Buradan yola çıkarak, bebeklik döneminde kurulan bağlanma tarzlarına açıklık getirelim. Araştırmalar sonucu üç tip bağlanma ortaya çıkmıştır. Bunlar;
- Güvenli Bağlanma: Güvenli bağlanan bebekler, annesini güvenli bir üs olarak belirler. Bu bebekler anne veya babasını ortamda görmediği zaman huzursuzlanır fakat geri geleceklerini bilir bundan dolayı onlara kavuşunca mutlu ve huzurlu hissedeler. Bu bağlanma tarzının yetişkin hayata yansıması ise, eşlerine daha güven çerçevesinde bağlanırlar. Romantik ilişkilerinde iyimser, mutlu olma eğilimi göstererek ilişkide belli bir doyuma ulaşırlar. Bu kişilerin ilişkileri uzun sürelidir. Tek edilme ve yakınlaşma ile herhangi bir sorun yaşamazlar. Bundan dolayı da daha sağlam temelli bir ilişkiden söz edebiliriz. Eşlerine karşı daha sadık ve sorun çözümüne karşı daha olumlu bakış açsına sahiptirler. Bu durum onların ilişkisini oldukça pozitif etkilemektedir.

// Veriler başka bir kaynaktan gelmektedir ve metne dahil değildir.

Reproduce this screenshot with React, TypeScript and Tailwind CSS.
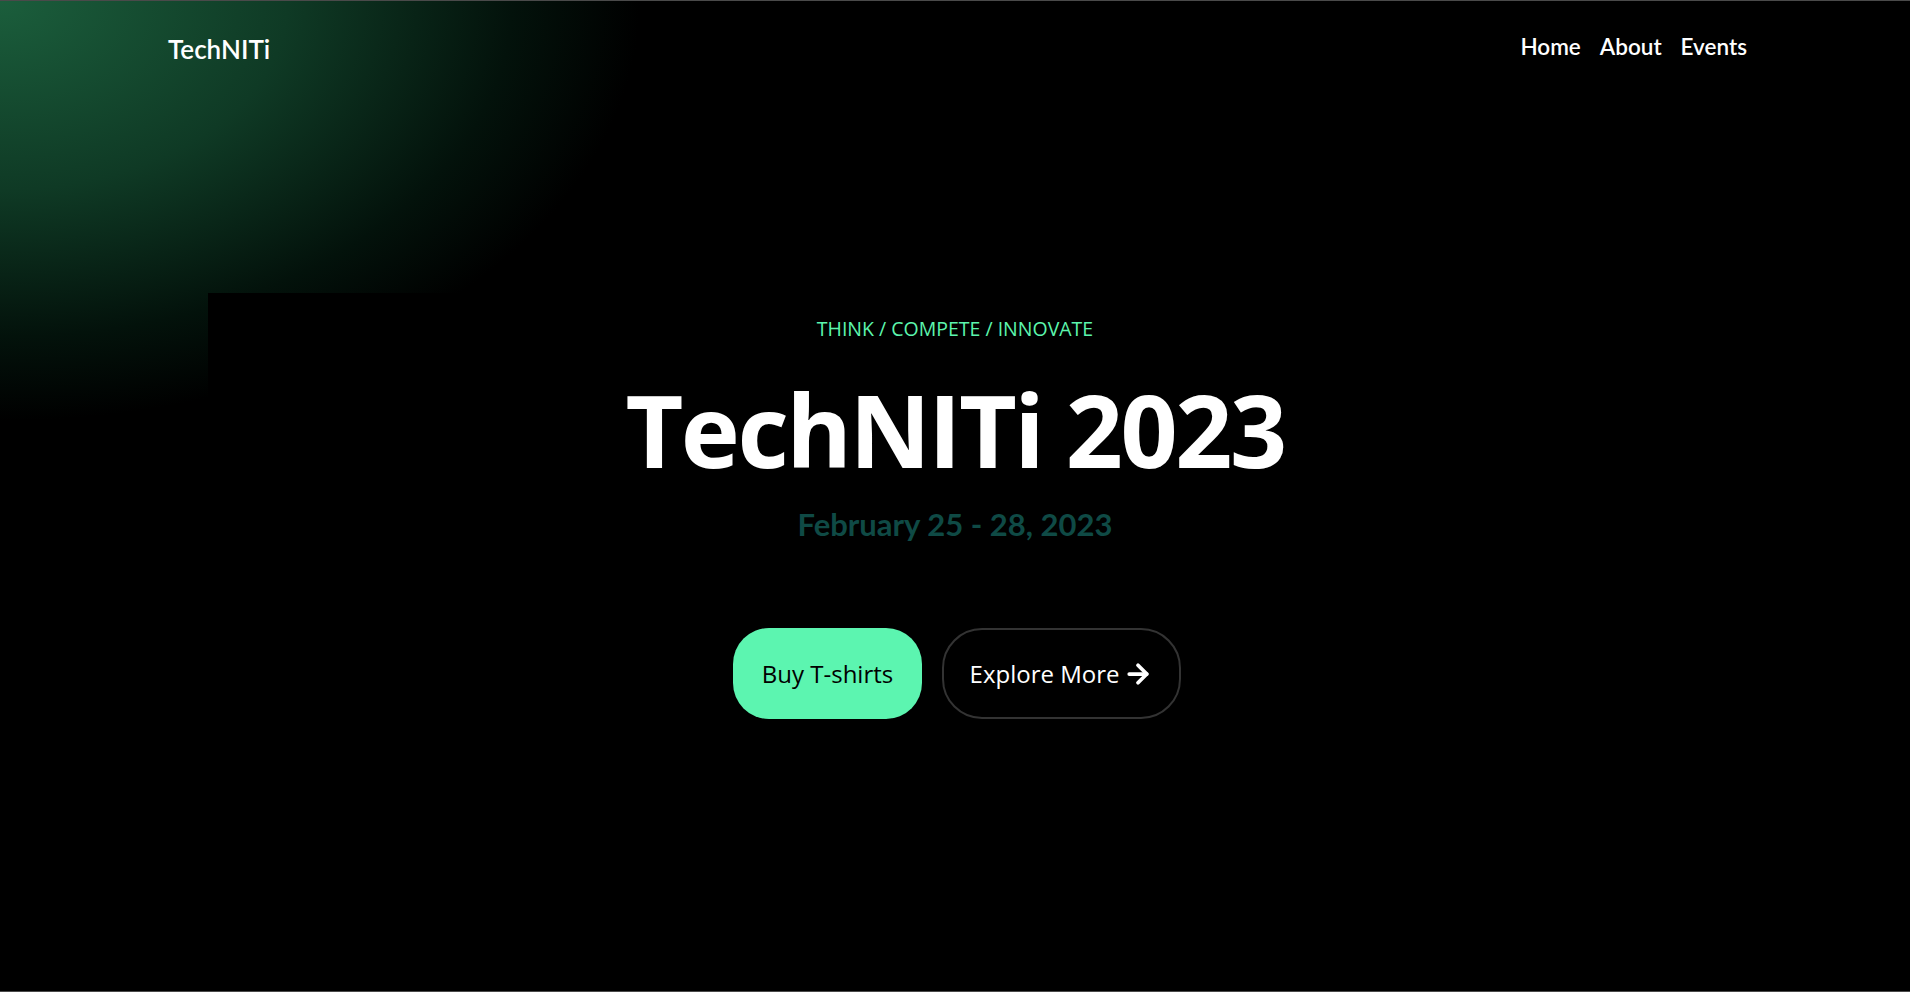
import { ArrowRight } from 'lucide-react';

export default function App() {
  return (
    <div className="relative h-[992px] w-full overflow-hidden bg-black border-t border-b border-[#4a4a4a]">
      {/* Glow */}
      <div className="pointer-events-none absolute left-0 top-0 h-[460px] w-[680px] bg-[radial-gradient(ellipse_640px_420px_at_0_0,#1b5e3c_0%,#0f3a25_45%,#03120b_80%,transparent_100%)]" />

      {/* Header */}
      <header className="relative flex h-[96px] items-center justify-between pl-[168px] pr-[163px] font-['Lato',sans-serif]">
        <a href="#" className="text-[26px] font-semibold text-white">
          TechNITi
        </a>
        <nav className="mb-[5px] flex items-center gap-[19px] text-[22.5px] font-semibold text-white">
          <a href="#">Home</a>
          <a href="#">About</a>
          <a href="#">Events</a>
        </nav>
      </header>

      {/* Hero */}
      <section className="relative mx-[208px] mt-[196px] flex flex-col items-center bg-black pt-[22px] font-['Open_Sans',sans-serif]">
        <p className="text-[19.5px] leading-[28px] text-[#5cf5ad]">THINK / COMPETE / INNOVATE</p>
        <h1 className="mt-[24px] text-[100px] font-bold leading-[125px] tracking-tight text-white">
          TechNITi 2023
        </h1>
        <p className="mt-[14px] font-['Lato',sans-serif] text-[31px] font-bold leading-[36px] text-[#0f4a45]">
          February 25 - 28, 2023
        </p>

        <div className="mt-[86px] ml-[4px] flex items-center gap-[20px]">
          <button className="h-[91px] w-[189px] rounded-[36px] bg-[#5cf5b0] text-[24px] text-black">
            Buy T-shirts
          </button>
          <button className="flex h-[91px] w-[239px] items-center justify-center gap-[4px] rounded-[40px] border-2 border-[#333333] text-[24px] text-white">
            Explore More
            <ArrowRight size={30} strokeWidth={3} />
          </button>
        </div>
      </section>
    </div>
  );
}
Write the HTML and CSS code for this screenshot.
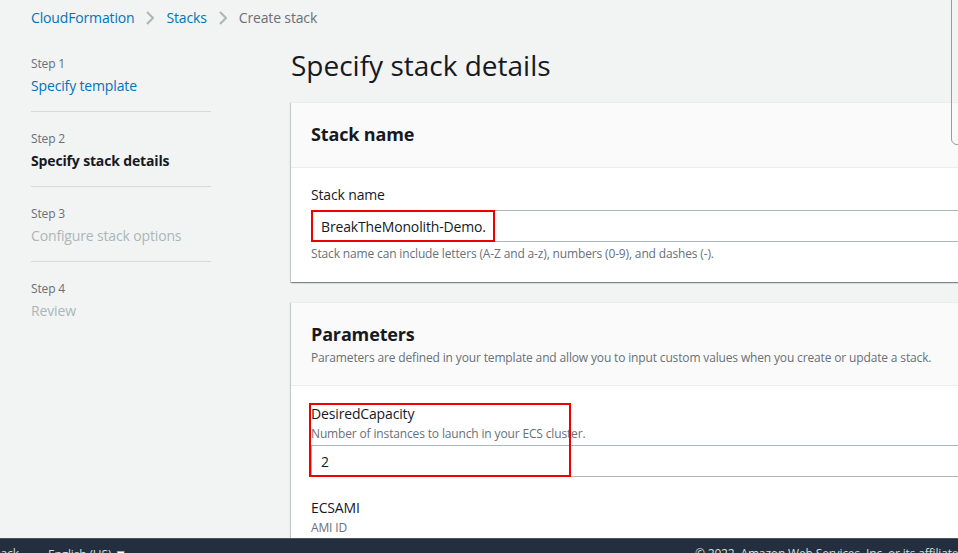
FILE: index.html
```html
<!DOCTYPE html>
<html lang="en">
<head>
<meta charset="utf-8">
<title>Create stack</title>
<link rel="stylesheet" href="styles.css">
</head>
<body>
<div class="page">
  <nav class="breadcrumb">
    <a class="crumb-link">CloudFormation</a>
    <svg class="chev" viewBox="0 0 8 14" width="8" height="14"><path d="M1 1 L7 7 L1 13" fill="none" stroke="#aab7b8" stroke-width="2"/></svg>
    <a class="crumb-link">Stacks</a>
    <svg class="chev" viewBox="0 0 8 14" width="8" height="14"><path d="M1 1 L7 7 L1 13" fill="none" stroke="#aab7b8" stroke-width="2"/></svg>
    <span class="crumb-current">Create stack</span>
  </nav>
  <div class="layout">
    <ol class="steps">
      <li class="step">
        <span class="step-num">Step 1</span>
        <a class="step-title link">Specify template</a>
      </li>
      <li class="step">
        <span class="step-num">Step 2</span>
        <span class="step-title active">Specify stack details</span>
      </li>
      <li class="step">
        <span class="step-num">Step 3</span>
        <span class="step-title disabled">Configure stack options</span>
      </li>
      <li class="step last">
        <span class="step-num">Step 4</span>
        <span class="step-title disabled">Review</span>
      </li>
    </ol>
    <main class="main">
      <h1 class="page-title">Specify stack details</h1>
      <section class="card">
        <header class="card-header">
          <h2 class="card-title">Stack name</h2>
        </header>
        <div class="card-body">
          <div class="field">
            <label class="field-label">Stack name</label>
            <div class="input"><span class="input-text">BreakTheMonolith-Demo.</span></div>
            <span class="annot annot-name"></span>
            <p class="field-hint">Stack name can include letters (A-Z and a-z), numbers (0-9), and dashes (-).</p>
          </div>
        </div>
      </section>
      <section class="card">
        <header class="card-header">
          <h2 class="card-title">Parameters</h2>
          <p class="card-desc">Parameters are defined in your template and allow you to input custom values when you create or update a stack.</p>
        </header>
        <div class="card-body params">
          <div class="field">
            <label class="field-label">DesiredCapacity</label>
            <p class="field-desc">Number of instances to launch in your ECS cluster.</p>
            <div class="input"><span class="input-text">2</span></div>
            <span class="annot annot-cap"></span>
          </div>
          <div class="field second">
            <label class="field-label">ECSAMI</label>
            <p class="field-desc">AMI ID</p>
          </div>
        </div>
      </section>
    </main>
  </div>
  <span class="side-panel-edge"></span>
  <footer class="footer">
    <span class="foot-item feedback">Feedback</span>
    <span class="foot-item lang">English (US) <span class="caret">▼</span></span>
    <span class="foot-copy">© 2022, Amazon Web Services, Inc. or its affiliates.</span>
  </footer>
</div>
</body>
</html>
```
FILE: styles.css
```css
* { box-sizing: border-box; }
html, body {
  margin: 0;
  padding: 0;
  height: 553px;
  overflow: hidden;
  background: #f2f3f3;
  font-family: "Open Sans", "Noto Sans", sans-serif;
  letter-spacing: -0.15px;
  color: #16191f;
}
.page {
  position: relative;
  height: 553px;
  display: flex;
  flex-direction: column;
  overflow: hidden;
}
.breadcrumb {
  display: flex;
  align-items: center;
  gap: 12px;
  height: 35px;
  padding-left: 31px;
  font-size: 14px;
  flex-shrink: 0;
}
.crumb-link { color: #0073bb; }
.crumb-current { color: #687078; }
.chev { display: block; }

.layout {
  display: flex;
  flex: 1;
  min-height: 0;
}
.steps {
  list-style: none;
  margin: 21px 0 0 31px;
  padding: 0;
  width: 180px;
  flex-shrink: 0;
}
.step {
  display: flex;
  flex-direction: column;
  gap: 4px;
  padding: 19px 0 15px;
  border-bottom: 1px solid #d5dbdb;
}
.step:first-child { padding-top: 0; }
.step.last { border-bottom: none; }
.step-num {
  font-size: 12px;
  line-height: 16px;
  color: #687078;
}
.step-title {
  font-size: 14px;
  line-height: 20px;
}
.step-title.link { color: #0073bb; }
.step-title.active { font-weight: 700; color: #16191f; }
.step-title.disabled { color: #aab7b8; }

.main {
  margin-left: 80px;
  width: 720px;
  flex-shrink: 0;
}
.page-title {
  margin: 12px 0 19px;
  font-size: 28px;
  line-height: 36px;
  font-weight: 400;
  letter-spacing: 0;
  color: #16191f;
}
.card {
  background: #fff;
  box-shadow: 0 1px 1px 0 rgba(0,28,36,.3), 1px 1px 1px 0 rgba(0,28,36,.15), -1px 1px 1px 0 rgba(0,28,36,.15);
  border-top: 1px solid #eaeded;
  margin-bottom: 20px;
}
.card-header {
  background: #fafafa;
  border-bottom: 1px solid #eaeded;
  padding: 20px 20px 22px;
}
.card-title {
  margin: 0;
  font-size: 18px;
  line-height: 22px;
  font-weight: 700;
}
.card-desc {
  margin: 5px 0 -3px;
  font-size: 12px;
  line-height: 16px;
  color: #687078;
}
.card-body {
  padding: 17px 20px 20px;
}
.card-body.params { padding-top: 18px; }
.field {
  position: relative;
  display: flex;
  flex-direction: column;
}
.field.second { margin-top: 21px; }
.field-label {
  font-size: 14px;
  line-height: 20px;
  color: #16191f;
}
.field-desc {
  margin: 2px 0 0;
  font-size: 12px;
  line-height: 16px;
  color: #687078;
}
.input {
  margin-top: 3px;
  height: 32px;
  border: 1px solid #aab7b8;
  border-right: none;
  padding: 0 9px;
  display: flex;
  align-items: center;
  font-size: 14px;
  color: #16191f;
}
.field-label + .input { margin-top: 5px; }
.field-hint {
  margin: 4px 0 0;
  font-size: 12px;
  line-height: 16px;
  color: #687078;
}
.annot {
  position: absolute;
  border: 2px solid #ee0000;
  pointer-events: none;
}
.annot-name {
  left: 0;
  top: 25px;
  width: 184px;
  height: 32px;
}
.annot-cap {
  left: -2px;
  top: -1px;
  width: 262px;
  height: 74px;
}
.side-panel-edge {
  position: absolute;
  left: 951px;
  top: -10px;
  width: 30px;
  height: 155px;
  border: 1px solid #9a9a9a;
  border-radius: 6px;
}
.footer {
  position: absolute;
  left: 0;
  right: 0;
  top: 538px;
  height: 40px;
  background: #232f3e;
  border-top: 1px solid #4a525c;
  display: flex;
  align-items: flex-start;
  padding-top: 7px;
  font-size: 12px;
  line-height: 16px;
  color: #d5dbdb;
}
.feedback { margin-left: -33px; }
.lang { margin-left: 29px; }
.caret { font-size: 13px; color: #fff; }
.foot-copy { margin-left: auto; margin-right: -9px; }
```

- Kaygılı Kararsız Bağlanma: Bu bağlanma tarzına sahip bebekler, annesinden ayrıldığında oldukça şiddetli tepkiler ortaya çıkarırlar. Anne tekrar ortama geldiğinde hem ona yapışır ve hem onu iter. Uzun süre sakinleşemezler. Yetişkin hayata yansıması ise, eşlerinin onları tek edeceğini sürekli biçimde düşünme ve yine sürekli biçimde sevilip sevilmediğini sorgulama davranışı gösterirler. Bu kişilerin aşırı bağlılık ve yakınlık arzusu partnerini bunaltır ve ilişkiden uzaklaşmasına neden olur. Bu tarz yapılanmaya sahip yetişkinlerin ilişkisi aynı partnerden defalarca ayrılma ve tekrar barışma şeklindedir. Genellikle bu durum ise ilişkiyi yıpratır ve sürekli yapışkan tavra maruz kalan partnerin isyanı ile ilişki sonlanabilir.
- Kaçıngan Bağlanma: Kaçınmacı bağlanan bebekler annesi ortamdan ayrıldığında ilgisiz görünürler ve tekrar anne ortama geldiğinde onunla ilgilenmez veya çok az ilgilenir. Yetişkin yaşamında, ilişkilerinde genellikle yakınlık kurmak istemezler. Eşlerine karşı soğuk ve ilgisiz olurlar. Yakın ilişkinin çok da gerekli olamadığını düşünürler ve yalnız kalmayı tercih ederler. Birisinin ona bağlanmasından hoşlanmazlar. Buradan da anlaşılacağı üzere yoğun duygusal ilişkilerden kaçınırlar. Eşlerine güven duymaz ve ilişkinin kontrolü kendisinde olsun isterler. Bu durum ise, eşlerine karşı güven duymamasından kaynaklanmakta ve bu anlamda ilişkilerine çok yatırım yapmazlar. Çünkü günün sonunda onlar hep yalnız olacaktır ve kendi başlarının çaresine bakmalıdırlar inancına sahiptirler.
Görüldüğü üzere farklı bağlanma tarzları, ilişkileri yaşama biçimini ve çiftlerin beklentilerini şekillendirmektedir. Bağlanma tarzları, ilişkilerde yaşanan çatışma çözme becerilerini veya bir soruna karşı baş etme becerilerini de etkilemektedir. Aynı zamanda eş seçimini, ilişki sürelerini ve ilişki doyumunu da oldukça etkiler. Örneğin; güvenli bağlanma tarzına sahip çiftler, güvensiz bağlanan çiftlere göre sorun çözümünde daha yapıcı ve olumlu bakış açısına sahiptirler. Dolayısıyla çatışma çözmede daha başarılıdırlar. İlişkiden alınan doyum açısından değerlendirildiğin de güvenli bağlanan çiftlerin ilişki doyumları daha yüksektir.
Yararlanılan Kaynaklar
Terzi, S. (Tarih Yok). Romantik İlişkilerde Bağlanma Yaralanmalarına Yol Açan Olaylar:Nitel Bir Çalışma. Çağ, P., & Yıldırım , İ. (2013). Evlilik Doyumunu Yordayan İlişkisel Ve Kişisel Değişkenler. Türk Psikolojik Danışma Ve Rehberlik Dergisi , 13-23.